Sunday, July 5, 2009

from the minaret

I just read an essay about the life of Fyodor Dostoevsky. There was a story about an experience he had that made me think a few things. The first is where did they find the first hand account of this story and second, is just how it made me feel. 

The story is that Fyodor became something of a socialist for reason's relating to serf liberation. He became involved with a particularly volatile socialist group, the members of which were arrested and sent to a maximum security prison. Some time later, after experiencing something like extended solitary confinement, he and his fellows were taken to a courtyard, tied to stakes, blindfolded. The executioners were told to take aim. Then at the last minute a messenger came and read a pardon for the prisoners. The execution was staged, however the proximity of death was very real for those involved. Two of the prisoners supposedly went completely insane from the psychological stress of the situation. Dostoevsky channeled that stress and used it to construct his belief that the two most important things to develop in life are unconditional love and forgiveness. You ought to read about it. Fyodordostoevsky.com is a great source. 

I have to agree with him. I also have to relate to the fact that people don't give thins like that much weight. He talks about this in a book the idiot. I haven't read it but that's word on the street about it. He's an idiot because he goes about talking to people about love and forgiveness which really are the only important things and is seen as an idiot in the world. They did the same thing with Christ. Interesting how the only things that matter are the things that people want less than anything. 
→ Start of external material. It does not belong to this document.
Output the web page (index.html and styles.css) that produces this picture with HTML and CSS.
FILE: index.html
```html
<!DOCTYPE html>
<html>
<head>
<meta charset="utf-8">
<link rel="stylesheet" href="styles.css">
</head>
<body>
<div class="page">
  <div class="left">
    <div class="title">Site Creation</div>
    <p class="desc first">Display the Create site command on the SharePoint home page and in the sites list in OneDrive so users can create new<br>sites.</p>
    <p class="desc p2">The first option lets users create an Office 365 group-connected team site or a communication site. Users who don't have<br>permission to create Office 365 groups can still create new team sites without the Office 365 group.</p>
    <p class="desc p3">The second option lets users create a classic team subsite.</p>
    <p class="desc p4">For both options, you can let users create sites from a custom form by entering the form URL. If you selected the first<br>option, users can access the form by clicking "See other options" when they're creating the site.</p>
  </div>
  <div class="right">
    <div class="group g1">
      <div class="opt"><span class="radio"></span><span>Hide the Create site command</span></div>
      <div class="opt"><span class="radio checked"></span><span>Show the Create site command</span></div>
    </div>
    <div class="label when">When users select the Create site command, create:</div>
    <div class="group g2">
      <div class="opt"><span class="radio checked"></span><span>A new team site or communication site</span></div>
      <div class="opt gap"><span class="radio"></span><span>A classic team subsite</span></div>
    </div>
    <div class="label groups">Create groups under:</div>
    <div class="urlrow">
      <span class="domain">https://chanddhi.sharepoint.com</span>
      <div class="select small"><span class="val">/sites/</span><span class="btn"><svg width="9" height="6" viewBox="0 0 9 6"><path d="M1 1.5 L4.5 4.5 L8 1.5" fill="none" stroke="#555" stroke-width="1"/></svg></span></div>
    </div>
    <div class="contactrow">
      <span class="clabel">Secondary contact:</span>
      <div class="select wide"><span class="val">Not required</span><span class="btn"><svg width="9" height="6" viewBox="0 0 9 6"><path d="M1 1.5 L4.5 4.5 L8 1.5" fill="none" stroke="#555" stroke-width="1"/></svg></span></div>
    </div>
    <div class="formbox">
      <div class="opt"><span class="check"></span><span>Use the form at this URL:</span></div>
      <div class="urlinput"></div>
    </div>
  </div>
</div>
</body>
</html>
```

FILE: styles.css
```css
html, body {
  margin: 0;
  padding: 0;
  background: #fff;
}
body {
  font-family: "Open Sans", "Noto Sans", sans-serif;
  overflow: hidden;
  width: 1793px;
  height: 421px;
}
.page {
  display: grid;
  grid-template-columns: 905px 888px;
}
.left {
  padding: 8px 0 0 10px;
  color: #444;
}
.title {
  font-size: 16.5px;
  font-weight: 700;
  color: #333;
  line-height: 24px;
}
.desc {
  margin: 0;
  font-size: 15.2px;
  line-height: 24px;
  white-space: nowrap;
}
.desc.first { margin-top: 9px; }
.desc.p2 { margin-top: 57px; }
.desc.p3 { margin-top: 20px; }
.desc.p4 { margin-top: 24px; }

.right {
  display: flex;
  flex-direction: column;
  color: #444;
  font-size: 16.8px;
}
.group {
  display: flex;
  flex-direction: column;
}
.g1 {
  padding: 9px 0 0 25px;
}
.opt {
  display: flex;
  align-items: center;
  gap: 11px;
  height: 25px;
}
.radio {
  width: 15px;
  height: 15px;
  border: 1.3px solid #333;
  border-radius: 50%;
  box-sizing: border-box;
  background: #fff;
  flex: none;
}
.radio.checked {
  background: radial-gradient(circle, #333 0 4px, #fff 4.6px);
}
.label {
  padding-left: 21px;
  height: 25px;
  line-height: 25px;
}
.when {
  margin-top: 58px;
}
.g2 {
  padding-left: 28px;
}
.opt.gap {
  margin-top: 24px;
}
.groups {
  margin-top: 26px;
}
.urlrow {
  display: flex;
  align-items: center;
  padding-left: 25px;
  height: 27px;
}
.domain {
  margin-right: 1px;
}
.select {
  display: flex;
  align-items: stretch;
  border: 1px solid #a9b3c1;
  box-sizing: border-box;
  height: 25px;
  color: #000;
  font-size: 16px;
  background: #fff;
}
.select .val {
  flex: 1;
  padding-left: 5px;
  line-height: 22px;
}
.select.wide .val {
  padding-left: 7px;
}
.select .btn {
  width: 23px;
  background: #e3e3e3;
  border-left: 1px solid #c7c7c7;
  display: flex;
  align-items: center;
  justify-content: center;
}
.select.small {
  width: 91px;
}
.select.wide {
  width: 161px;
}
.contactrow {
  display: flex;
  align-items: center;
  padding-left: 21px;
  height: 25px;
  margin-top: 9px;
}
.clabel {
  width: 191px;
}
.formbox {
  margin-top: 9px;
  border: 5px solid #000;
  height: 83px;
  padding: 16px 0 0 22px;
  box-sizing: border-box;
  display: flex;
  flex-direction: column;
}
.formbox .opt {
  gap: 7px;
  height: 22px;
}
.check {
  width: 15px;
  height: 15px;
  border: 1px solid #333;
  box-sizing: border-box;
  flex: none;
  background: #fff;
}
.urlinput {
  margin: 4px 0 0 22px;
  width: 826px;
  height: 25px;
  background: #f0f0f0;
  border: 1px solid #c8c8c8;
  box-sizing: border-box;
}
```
I had a discussion about something similar on a sailboat in the middle of the night on bear lake almost a week ago. I don't know how we got on the subject but it was something like what was important. I may have commandeered the conversation a bit because I'd wanted to talk to someone about the effects of commodification of everything. So I hijacked the conversation and instead of doing a good job discussing anything I just ended up badgering people. That's only partially true. I didn't have a good enough direction when I started so I was caught between looking like an idiot or just internalizing the fact that I was one.  I chose the later. Eventually once we all got on the same page (with no help from me I might add) it was ultimately decided that there is something wrong with the paradigm of the world, the very truths we attach to life. Personally, I think the problem lies in the media, in the education we receive, in the people we talk to and the very conversations we have. People like things to be convenient. I like them to be convenient. That's why our food is poisoned, our air is filthy and the only arguments we have are about sports and pop-music and which famous person's exterior life we feel we have the right to comment on. 

So I feel frustrated. The only way to fix anything is for people to start looking at the destructive long term effects of convenience, to see what they are missing out on by wanting things more than ideas and insight. It's really terrifying too because its sort of a life or death situation and all anyone wants is walmart and expensive purses. That's bullshit.

2 comments:

  1. Well said, Serb. I've always felt this way, yet I, too, like things to be convenient. It's always exciting to step out of the convenient to see what lies out there. A world of learning and growth.